Day 1 (April 6) @ 13:30–15:00

Juan Peypouquet (University of Groningen)

A fast convergent first-order method bearing second-order information

We propose a model for a class of first-order methods as an inertial system with Hessian-driven damping. The model combines several features of the Levenberg-Marquardt algorithm and Nesterov’s acceleration scheme for first-order algorithms. We obtain a second-order system (in time and space), which can be interpreted as a first-order one by an appropriate transformation. The resulting method is more stable than classical accelerated methods, and just as fast.
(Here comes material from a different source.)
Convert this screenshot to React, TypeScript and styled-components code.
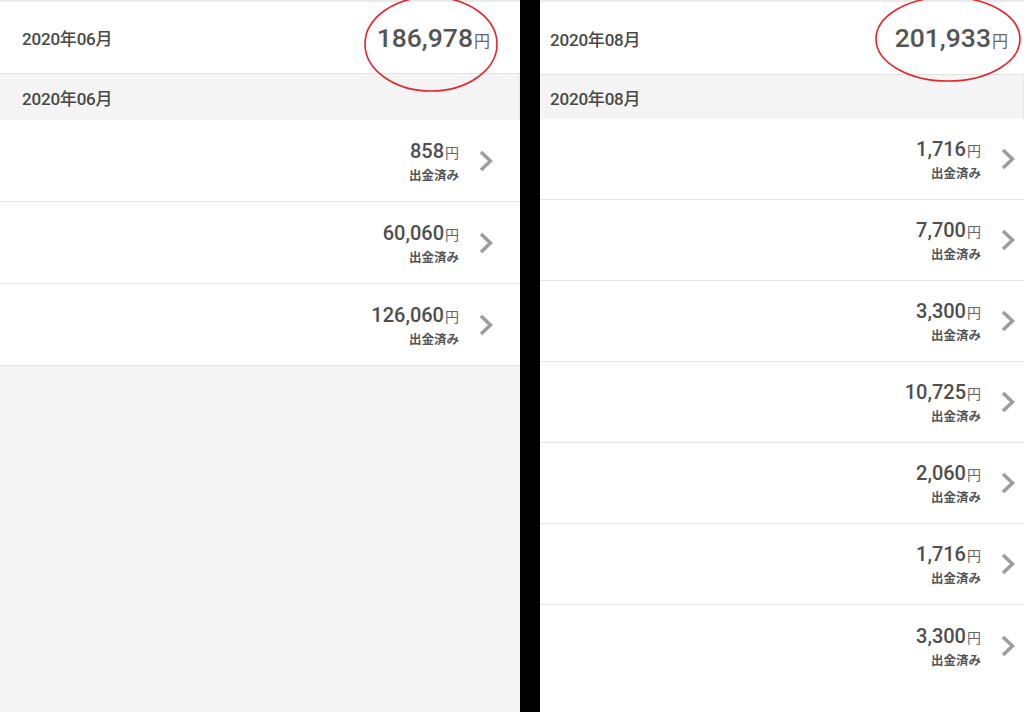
import React from "react";
import styled, { createGlobalStyle } from "styled-components";

const Global = createGlobalStyle`
  html, body { margin: 0; padding: 0; background: #000; }
  body { font-family: Roboto, "Noto Sans CJK JP", sans-serif; }
  * { box-sizing: border-box; }
`;

const Page = styled.div`
  display: flex;
  gap: 20px;
  width: 1024px;
  height: 712px;
  overflow: hidden;
  background: #000;
`;

const Panel = styled.section<{ $w: number; $bg: string }>`
  position: relative;
  width: ${(p) => p.$w}px;
  flex: none;
  height: 712px;
  background: ${(p) => p.$bg};
  display: flex;
  flex-direction: column;
  overflow: hidden;
`;

const Header = styled.header<{ $h: number; $pl: number; $pr: number }>`
  height: ${(p) => p.$h}px;
  flex: none;
  background: #fff;
  border-top: 2px solid #e9e9e9;
  border-bottom: 1px solid #e2e2e2;
  display: flex;
  align-items: center;
  justify-content: space-between;
  padding: 0 ${(p) => p.$pr}px 0 ${(p) => p.$pl}px;
`;

const Title = styled.div`
  font-size: 17px;
  font-weight: 500;
  color: #484848;
  letter-spacing: -0.2px;
`;

const Total = styled.div`
  font-size: 26.5px;
  font-weight: 500;
  color: #555;
  margin-top: -1px;
  white-space: nowrap;
`;

const Yen = styled.span<{ $size: number }>`
  font-size: ${(p) => p.$size}px;
  font-weight: 400;
  color: #666;
  margin-left: 1px;
`;

const SubHeader = styled.div<{ $h: number; $pl: number }>`
  height: ${(p) => p.$h}px;
  flex: none;
  background: #f4f4f4;
  border-right: 1px solid #e8e8e8;
  display: flex;
  align-items: center;
  padding-left: ${(p) => p.$pl}px;
`;

const Row = styled.div<{ $h: number; $pr: number; $line: boolean }>`
  height: ${(p) => p.$h}px;
  flex: none;
  background: #fff;
  border-bottom: ${(p) => (p.$line ? "1px solid #e4e4e4" : "none")};
  display: flex;
  align-items: center;
  justify-content: flex-end;
  gap: 20px;
  padding-right: ${(p) => p.$pr}px;
`;

const AmountBlock = styled.div`
  display: flex;
  flex-direction: column;
  align-items: flex-end;
  margin-top: 1px;
`;

const Amount = styled.div`
  font-size: 20px;
  font-weight: 500;
  color: #4e4e4e;
  line-height: 24px;
`;

const Status = styled.div`
  font-size: 12.5px;
  font-weight: 700;
  color: #555;
  line-height: 16px;
  margin-top: 3px;
`;

const Ring = styled.svg`
  position: absolute;
  left: 0;
  top: 0;
  pointer-events: none;
  overflow: visible;
`;

const Chevron = () => (
  <svg width="14" height="22" viewBox="0 0 14 22" aria-hidden>
    <polyline
      points="2,2 11.5,11 2,20"
      fill="none"
      stroke="#9d9d9d"
      strokeWidth="3.6"
      strokeLinejoin="miter"
    />
  </svg>
);

type PanelProps = {
  width: number;
  bg: string;
  month: string;
  total: string;
  headerH: number;
  subH: number;
  rowH: number;
  padL: number;
  headerPadR: number;
  rowPadR: number;
  amounts: string[];
  lastLine: boolean;
  ring: { cx: number; cy: number; rx: number; ry: number };
};

const Statement = (p: PanelProps) => (
  <Panel $w={p.width} $bg={p.bg}>
    <Header $h={p.headerH} $pl={p.padL} $pr={p.headerPadR}>
      <Title>{p.month}</Title>
      <Total>
        {p.total}
        <Yen $size={16}>円</Yen>
      </Total>
    </Header>
    <SubHeader $h={p.subH} $pl={p.padL}>
      <Title>{p.month}</Title>
    </SubHeader>
    {p.amounts.map((a, i) => (
      <Row
        key={i}
        $h={p.rowH}
        $pr={p.rowPadR}
        $line={p.lastLine || i < p.amounts.length - 1}
      >
        <AmountBlock>
          <Amount>
            {a}
            <Yen $size={14}>円</Yen>
          </Amount>
          <Status>出金済み</Status>
        </AmountBlock>
        <Chevron />
      </Row>
    ))}
    <Ring width={p.width} height={120}>
      <ellipse
        cx={p.ring.cx}
        cy={p.ring.cy}
        rx={p.ring.rx}
        ry={p.ring.ry}
        fill="none"
        stroke="#e5252c"
        strokeWidth="1.6"
      />
    </Ring>
  </Panel>
);

export default function App() {
  return (
    <>
      <Global />
      <Page>
        <Statement
          width={520}
          bg="#f5f5f5"
          month="2020年06月"
          total="186,978"
          headerH={74}
          subH={46}
          rowH={82}
          padL={22}
          headerPadR={30}
          rowPadR={27}
          amounts={["858", "60,060", "126,060"]}
          lastLine={true}
          ring={{ cx: 431, cy: 44, rx: 66, ry: 47 }}
        />
        <Statement
          width={484}
          bg="#fff"
          month="2020年08月"
          total="201,933"
          headerH={75}
          subH={44}
          rowH={81}
          padL={10}
          headerPadR={16}
          rowPadR={9}
          amounts={["1,716", "7,700", "3,300", "10,725", "2,060", "1,716", "3,300"]}
          lastLine={false}
          ring={{ cx: 408, cy: 39, rx: 72, ry: 42 }}
        />
      </Page>
    </>
  );
}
Lola Thompson (Utrecht University)

Summing $\mu(n)$: an even faster elementary algorithm

We present a new elementary algorithm for computing $M(x) = \sum_{n\le x} \mu(n),$where $\mu(n)$ is the Möbius function. Our algorithm takes $$ \mbox{time}\quad O_\epsilon\left(x^\frac{3}{5}(\log x)^{\frac{3}{5}+\epsilon}\right)\quad \mbox{and space}\quad O\left(x^\frac{3}{10}(\log x)^\frac{13}{10}\right),$$which improves on existing combinatorial algorithms. While there is an analytic algorithm due to Lagarias-Odlyzko with computations based on the integrals of $\zeta(s)$ that only takes time $O(x^{1/2+\epsilon}),$our algorithm has the advantage of being easier to implement. The new approach roughly amounts to analyzing the difference between a model that we obtain via Diophantine approximation and reality, and showing that it has a simple description in terms of congruence classes and segments. This simple description allows us to compute the difference quickly by means of a table lookup. This talk is based on joint work with Harald Andrés Helfgott.
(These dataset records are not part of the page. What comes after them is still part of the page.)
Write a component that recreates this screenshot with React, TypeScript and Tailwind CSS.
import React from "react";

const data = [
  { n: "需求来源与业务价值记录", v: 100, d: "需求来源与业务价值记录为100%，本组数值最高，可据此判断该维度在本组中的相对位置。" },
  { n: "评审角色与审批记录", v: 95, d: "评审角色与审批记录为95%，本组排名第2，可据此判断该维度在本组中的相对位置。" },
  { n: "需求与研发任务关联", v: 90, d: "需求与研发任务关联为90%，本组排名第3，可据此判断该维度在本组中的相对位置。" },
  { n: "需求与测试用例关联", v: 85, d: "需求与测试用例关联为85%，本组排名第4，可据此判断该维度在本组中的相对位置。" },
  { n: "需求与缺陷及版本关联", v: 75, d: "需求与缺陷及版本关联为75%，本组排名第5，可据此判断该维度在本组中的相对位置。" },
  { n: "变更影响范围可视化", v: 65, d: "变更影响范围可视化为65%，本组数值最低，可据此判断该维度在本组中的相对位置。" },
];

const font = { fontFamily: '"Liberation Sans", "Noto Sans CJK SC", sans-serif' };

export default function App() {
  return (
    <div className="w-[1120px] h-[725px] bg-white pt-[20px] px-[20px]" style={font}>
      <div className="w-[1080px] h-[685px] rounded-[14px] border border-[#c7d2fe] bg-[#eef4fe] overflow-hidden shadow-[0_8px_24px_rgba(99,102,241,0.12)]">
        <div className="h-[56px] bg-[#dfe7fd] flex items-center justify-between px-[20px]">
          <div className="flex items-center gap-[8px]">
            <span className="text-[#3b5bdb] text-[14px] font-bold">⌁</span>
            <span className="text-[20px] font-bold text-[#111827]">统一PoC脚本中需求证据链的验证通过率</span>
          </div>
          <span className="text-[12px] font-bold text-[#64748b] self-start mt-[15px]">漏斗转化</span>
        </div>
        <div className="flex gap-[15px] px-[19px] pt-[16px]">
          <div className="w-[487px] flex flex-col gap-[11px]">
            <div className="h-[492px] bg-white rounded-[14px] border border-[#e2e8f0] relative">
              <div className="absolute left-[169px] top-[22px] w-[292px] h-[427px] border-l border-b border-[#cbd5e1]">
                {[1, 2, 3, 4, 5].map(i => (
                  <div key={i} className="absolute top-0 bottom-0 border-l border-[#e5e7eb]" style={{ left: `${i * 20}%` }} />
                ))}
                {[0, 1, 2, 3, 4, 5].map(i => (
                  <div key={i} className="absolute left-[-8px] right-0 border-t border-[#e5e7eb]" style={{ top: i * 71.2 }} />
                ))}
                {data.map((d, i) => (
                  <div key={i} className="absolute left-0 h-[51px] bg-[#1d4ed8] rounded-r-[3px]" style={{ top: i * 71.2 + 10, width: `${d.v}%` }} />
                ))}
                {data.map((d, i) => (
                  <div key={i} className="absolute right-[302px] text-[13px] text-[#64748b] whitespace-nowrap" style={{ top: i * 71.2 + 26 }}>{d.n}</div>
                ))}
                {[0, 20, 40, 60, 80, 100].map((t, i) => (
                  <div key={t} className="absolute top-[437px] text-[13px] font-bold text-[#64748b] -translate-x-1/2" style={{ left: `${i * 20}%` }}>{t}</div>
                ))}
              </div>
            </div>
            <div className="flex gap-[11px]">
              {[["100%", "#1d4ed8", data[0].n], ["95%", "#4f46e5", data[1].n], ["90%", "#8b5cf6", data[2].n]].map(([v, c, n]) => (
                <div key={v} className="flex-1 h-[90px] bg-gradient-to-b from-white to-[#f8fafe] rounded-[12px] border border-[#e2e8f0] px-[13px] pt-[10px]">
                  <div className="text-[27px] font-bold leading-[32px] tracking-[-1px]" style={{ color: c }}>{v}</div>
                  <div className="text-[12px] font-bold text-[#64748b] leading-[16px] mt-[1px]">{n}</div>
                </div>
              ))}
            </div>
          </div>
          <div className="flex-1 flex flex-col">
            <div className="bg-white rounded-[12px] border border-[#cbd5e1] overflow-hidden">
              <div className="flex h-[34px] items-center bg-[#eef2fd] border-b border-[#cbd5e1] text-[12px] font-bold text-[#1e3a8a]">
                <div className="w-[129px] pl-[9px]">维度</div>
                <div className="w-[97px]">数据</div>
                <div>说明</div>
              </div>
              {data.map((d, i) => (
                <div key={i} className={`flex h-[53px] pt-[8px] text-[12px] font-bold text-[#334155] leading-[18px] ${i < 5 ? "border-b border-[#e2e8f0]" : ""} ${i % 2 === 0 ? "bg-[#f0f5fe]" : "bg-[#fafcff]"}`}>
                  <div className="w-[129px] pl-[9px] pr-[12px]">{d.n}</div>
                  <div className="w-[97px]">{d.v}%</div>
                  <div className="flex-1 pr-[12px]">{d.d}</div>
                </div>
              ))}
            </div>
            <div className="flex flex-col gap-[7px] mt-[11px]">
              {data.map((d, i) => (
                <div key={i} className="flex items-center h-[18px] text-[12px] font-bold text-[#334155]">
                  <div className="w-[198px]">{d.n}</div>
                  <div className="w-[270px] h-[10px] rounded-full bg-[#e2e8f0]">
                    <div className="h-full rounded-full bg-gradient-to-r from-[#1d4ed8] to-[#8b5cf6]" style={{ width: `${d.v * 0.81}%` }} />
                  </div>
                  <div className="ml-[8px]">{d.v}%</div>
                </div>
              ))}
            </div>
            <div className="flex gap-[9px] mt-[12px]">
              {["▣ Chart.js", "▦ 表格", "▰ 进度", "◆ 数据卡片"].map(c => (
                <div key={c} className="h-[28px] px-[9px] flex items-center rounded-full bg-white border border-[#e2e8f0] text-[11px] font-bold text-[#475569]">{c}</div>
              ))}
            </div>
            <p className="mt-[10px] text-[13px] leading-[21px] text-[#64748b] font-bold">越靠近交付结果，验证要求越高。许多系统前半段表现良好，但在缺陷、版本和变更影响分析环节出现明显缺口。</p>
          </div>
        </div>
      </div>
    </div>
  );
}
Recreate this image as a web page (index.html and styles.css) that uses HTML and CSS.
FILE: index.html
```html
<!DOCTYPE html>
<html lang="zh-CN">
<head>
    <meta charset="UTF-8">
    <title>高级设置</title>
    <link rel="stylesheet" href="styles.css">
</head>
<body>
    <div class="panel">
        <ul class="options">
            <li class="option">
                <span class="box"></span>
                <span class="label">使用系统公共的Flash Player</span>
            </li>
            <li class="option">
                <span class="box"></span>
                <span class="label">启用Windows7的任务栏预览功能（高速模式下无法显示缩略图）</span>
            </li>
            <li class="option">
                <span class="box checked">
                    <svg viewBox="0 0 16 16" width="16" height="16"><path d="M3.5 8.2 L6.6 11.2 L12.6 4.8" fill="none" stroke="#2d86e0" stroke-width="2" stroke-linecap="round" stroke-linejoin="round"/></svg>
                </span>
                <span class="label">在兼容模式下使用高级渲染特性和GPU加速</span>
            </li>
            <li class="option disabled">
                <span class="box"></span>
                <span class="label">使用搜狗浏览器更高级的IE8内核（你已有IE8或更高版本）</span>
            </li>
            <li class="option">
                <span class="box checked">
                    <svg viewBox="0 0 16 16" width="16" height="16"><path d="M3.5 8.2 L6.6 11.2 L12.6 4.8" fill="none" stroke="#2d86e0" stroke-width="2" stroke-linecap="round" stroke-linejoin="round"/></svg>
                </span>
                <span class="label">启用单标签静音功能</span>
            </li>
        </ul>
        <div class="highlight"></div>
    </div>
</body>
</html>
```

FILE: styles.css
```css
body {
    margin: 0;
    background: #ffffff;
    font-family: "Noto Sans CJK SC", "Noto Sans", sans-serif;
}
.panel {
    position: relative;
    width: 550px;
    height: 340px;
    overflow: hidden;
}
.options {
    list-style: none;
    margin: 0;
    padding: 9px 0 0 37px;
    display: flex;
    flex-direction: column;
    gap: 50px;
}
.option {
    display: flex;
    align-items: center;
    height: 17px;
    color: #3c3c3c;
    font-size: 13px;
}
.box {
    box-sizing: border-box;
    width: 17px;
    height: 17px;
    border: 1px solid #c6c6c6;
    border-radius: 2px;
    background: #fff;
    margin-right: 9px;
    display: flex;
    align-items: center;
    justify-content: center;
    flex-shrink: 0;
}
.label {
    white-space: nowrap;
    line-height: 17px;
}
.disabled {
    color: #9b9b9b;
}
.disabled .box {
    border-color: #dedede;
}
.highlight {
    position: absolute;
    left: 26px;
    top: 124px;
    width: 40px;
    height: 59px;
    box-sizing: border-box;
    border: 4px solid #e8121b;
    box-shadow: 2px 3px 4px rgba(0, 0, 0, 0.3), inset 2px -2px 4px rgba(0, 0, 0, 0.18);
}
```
Cecilia Sagado (Rijskuniversiteit Groningen)

Large Mordell-Weil rank jumps and the Hilbert Property

We discuss recent progress on the variation of the Mordell-Weil rank in families of elliptic curves. We show that if the underlying surface admits a conic bundle structure then the subset of fibres for which the Mordell-Weil rank is strictly larger than the generic rank is not thin, as subset of the base of the fibration. We obtain larger rank jumps (+2 and +3) also on non-thin subsets of the line under extra hypotheses on the elliptic fibration. The results presented are based on joint work with D. Loughran (Bath) and on work in progress with R. Dias (UFRJ).